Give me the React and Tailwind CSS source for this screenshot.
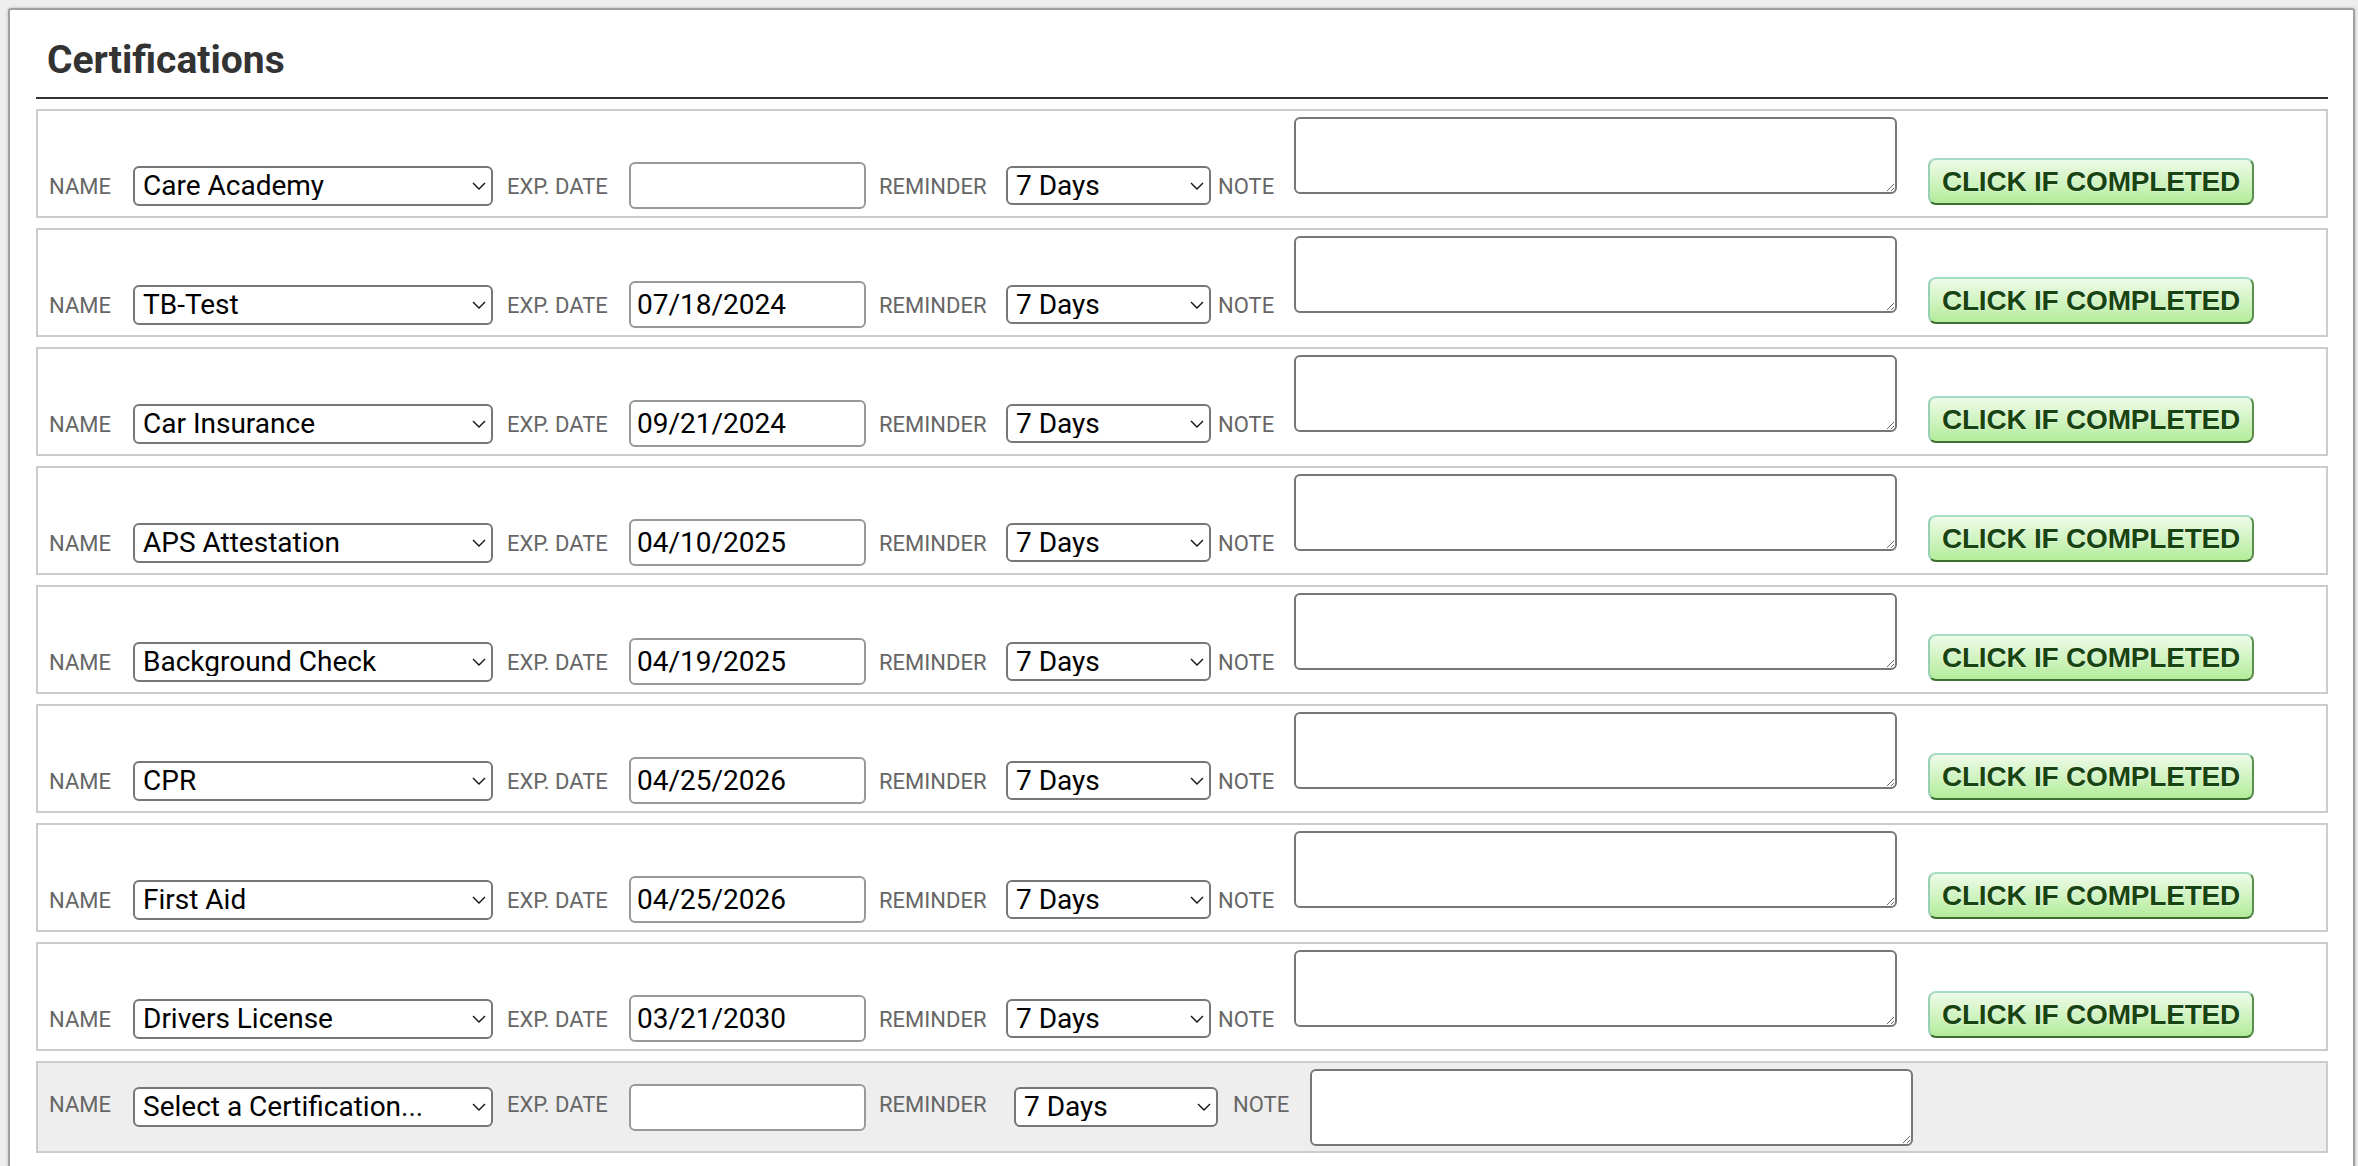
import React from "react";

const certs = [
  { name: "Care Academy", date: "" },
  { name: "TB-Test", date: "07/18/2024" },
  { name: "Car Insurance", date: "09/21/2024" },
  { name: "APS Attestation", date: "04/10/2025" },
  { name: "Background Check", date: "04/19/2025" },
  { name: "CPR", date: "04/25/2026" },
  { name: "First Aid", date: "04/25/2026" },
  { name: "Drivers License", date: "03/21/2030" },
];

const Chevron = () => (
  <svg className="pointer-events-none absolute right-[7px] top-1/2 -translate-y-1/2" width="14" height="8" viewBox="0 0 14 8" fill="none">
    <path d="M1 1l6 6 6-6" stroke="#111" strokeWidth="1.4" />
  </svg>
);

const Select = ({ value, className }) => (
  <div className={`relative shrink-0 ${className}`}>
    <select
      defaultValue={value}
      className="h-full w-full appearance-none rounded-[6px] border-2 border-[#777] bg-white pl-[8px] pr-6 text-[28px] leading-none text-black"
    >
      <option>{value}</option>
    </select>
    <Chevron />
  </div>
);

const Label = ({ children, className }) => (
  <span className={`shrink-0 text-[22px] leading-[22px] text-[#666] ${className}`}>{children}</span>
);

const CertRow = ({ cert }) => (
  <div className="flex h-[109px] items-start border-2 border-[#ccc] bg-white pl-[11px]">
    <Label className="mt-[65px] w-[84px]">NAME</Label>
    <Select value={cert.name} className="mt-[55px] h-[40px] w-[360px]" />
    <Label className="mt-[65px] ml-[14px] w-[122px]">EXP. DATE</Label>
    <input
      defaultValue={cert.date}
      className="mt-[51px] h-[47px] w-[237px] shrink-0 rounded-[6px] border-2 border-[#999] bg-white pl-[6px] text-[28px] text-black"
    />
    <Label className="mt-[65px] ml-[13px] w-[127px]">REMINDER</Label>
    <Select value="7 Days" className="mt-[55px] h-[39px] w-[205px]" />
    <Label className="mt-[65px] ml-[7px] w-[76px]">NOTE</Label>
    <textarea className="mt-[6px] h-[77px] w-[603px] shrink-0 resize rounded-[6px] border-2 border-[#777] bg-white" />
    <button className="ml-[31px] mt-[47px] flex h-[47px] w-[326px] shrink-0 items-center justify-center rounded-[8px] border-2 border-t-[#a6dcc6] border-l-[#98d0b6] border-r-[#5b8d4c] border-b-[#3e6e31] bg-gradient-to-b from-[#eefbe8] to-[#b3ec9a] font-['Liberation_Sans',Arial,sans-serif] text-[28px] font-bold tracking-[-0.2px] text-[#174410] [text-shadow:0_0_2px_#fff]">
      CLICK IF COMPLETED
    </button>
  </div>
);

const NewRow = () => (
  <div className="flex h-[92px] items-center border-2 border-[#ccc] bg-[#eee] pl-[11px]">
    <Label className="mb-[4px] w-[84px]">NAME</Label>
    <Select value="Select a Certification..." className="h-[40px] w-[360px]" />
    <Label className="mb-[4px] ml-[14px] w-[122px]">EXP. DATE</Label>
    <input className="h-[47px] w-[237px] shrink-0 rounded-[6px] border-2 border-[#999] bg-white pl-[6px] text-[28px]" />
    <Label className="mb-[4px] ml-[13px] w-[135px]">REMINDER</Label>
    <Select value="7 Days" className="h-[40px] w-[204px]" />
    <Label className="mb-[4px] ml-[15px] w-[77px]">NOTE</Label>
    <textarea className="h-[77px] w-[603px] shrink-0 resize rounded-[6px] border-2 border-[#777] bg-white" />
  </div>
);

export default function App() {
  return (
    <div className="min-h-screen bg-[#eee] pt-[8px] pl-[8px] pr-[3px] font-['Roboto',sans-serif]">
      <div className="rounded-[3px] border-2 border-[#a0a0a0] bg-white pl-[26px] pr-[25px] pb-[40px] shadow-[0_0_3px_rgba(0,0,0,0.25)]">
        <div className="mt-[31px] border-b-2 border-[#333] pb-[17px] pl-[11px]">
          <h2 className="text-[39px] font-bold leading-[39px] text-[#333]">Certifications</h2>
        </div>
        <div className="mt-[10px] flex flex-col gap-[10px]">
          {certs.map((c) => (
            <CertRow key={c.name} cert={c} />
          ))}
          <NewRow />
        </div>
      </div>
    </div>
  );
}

OBJECTIVE: Write out again exactly the lines from the start of the data above through the line containing "import React from", inclusive, excluding any pictures.

THE RESPONSE:
Give me the React and Tailwind CSS source for this screenshot.
import React from "react";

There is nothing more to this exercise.